I go away for a meeting and vacation, and the most important court case regarding evolution in a decade is decided. Of course, I liked the outcome, so maybe I should go on vacation more often...

Anyway, there's no point in rehashing the Dover decision: it was exceptionally well-written. An added advantage is that it was written by a laywer (obviously). Since our political system is chock full o'lawyers, having a laywer restate the arguments scientists have been making ad nauseum can't hurt. But I digress.

Make no mistake: what happened in Dover was a victory for liberals. Who stepped up and provided the parents of Dover help? The Heritage Foundation? Nope.

The Cato Institute? No.

The American Enterprise Institute? Erm, nowhere to be seen.

Nary an amicus brief, or even a press release. Kinda like the Night Before Christmas. And don't tell me this isn't their area of expertise: since when has a lack of expertise ever stopped these organizations? Anyway, isn't evolution supposed to be the front line in the war against liberalism?

Where were the bloviators? Bill O'Reilly? Michele Malkin? Only thundering silence or confused quavering about "fairness", as if physical reality can be wished away. Aren't the conservatives supposed to be the rational and logical ones, while liberals are 'emotional' types who don't even know calculus?

No, it was the wellspont of evil, the Servants of Satan, the Reavers of Christmas, the Allies of Osama, the archetypical liberal organization: the ACLU. And alongside them, were some of the other typical liberal types and supporters: the other separation of church and state groups and the liberal science policy advocates. In the blogosphere, the left closed ranks--a remarkable achievement when you think about it. When the fight came, it was liberals who formed the line, spat on their hands, and lowered the pike, not conservatives.

Were there conservatives who opposed intelligent design? I can only think of three: George Will, Charles Krauthammer, and John Derbyshire (NRO). That's it. Can you even think of three liberal pundits who don't think ID is daffy? And don't even try to get biblical and name ten.

On most conservative radio shows, the Dover decision was decried as 'activist', and 'anti-religion.' So why were the conservative organizations silent? Like evil wizards in their towers, these organizations need their slavering hordes of ignorance-fueled Uruk-Hai as political shock troops. What matters the principle of separation of church and state, or for that matter, an accurate description of physical reality when compared to the needs of the Righteous Cause?

Philosophically, so terrified of humanism were the conservatives, whether that humanism be secular or religious, they were willing to entertain intelligent design as an idea worthy of scientific consideration.

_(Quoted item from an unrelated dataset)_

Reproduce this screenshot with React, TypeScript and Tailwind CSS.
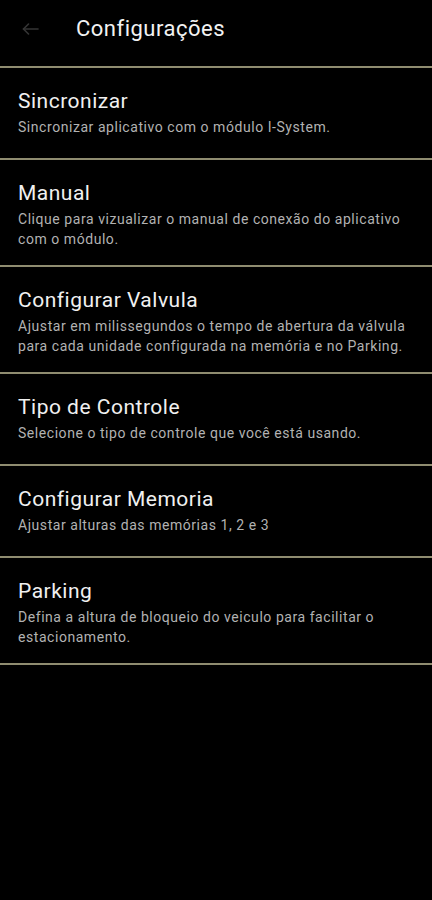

It was liberals and progressives who had to drag the troglodytes kicking and screaming into modernity. And there is no doubt in my mind that several decades from now, conservatives will claim that they were for evolution, when, in fact, most conservatives were silent, and presented no organized opposition against anti-evolutionism. We've seen this with racism, where conservatives now think interracial marriages and basic civil rights are acceptable and act as if they thought this all along, even though it wasn't so long ago that they called the civil rights movement "The Negro Revolt."

Once again, conservatives are on the wrong side of history--even a Bush appointee, the judge in the Dover case, could see that. Dover is just one more sorry example.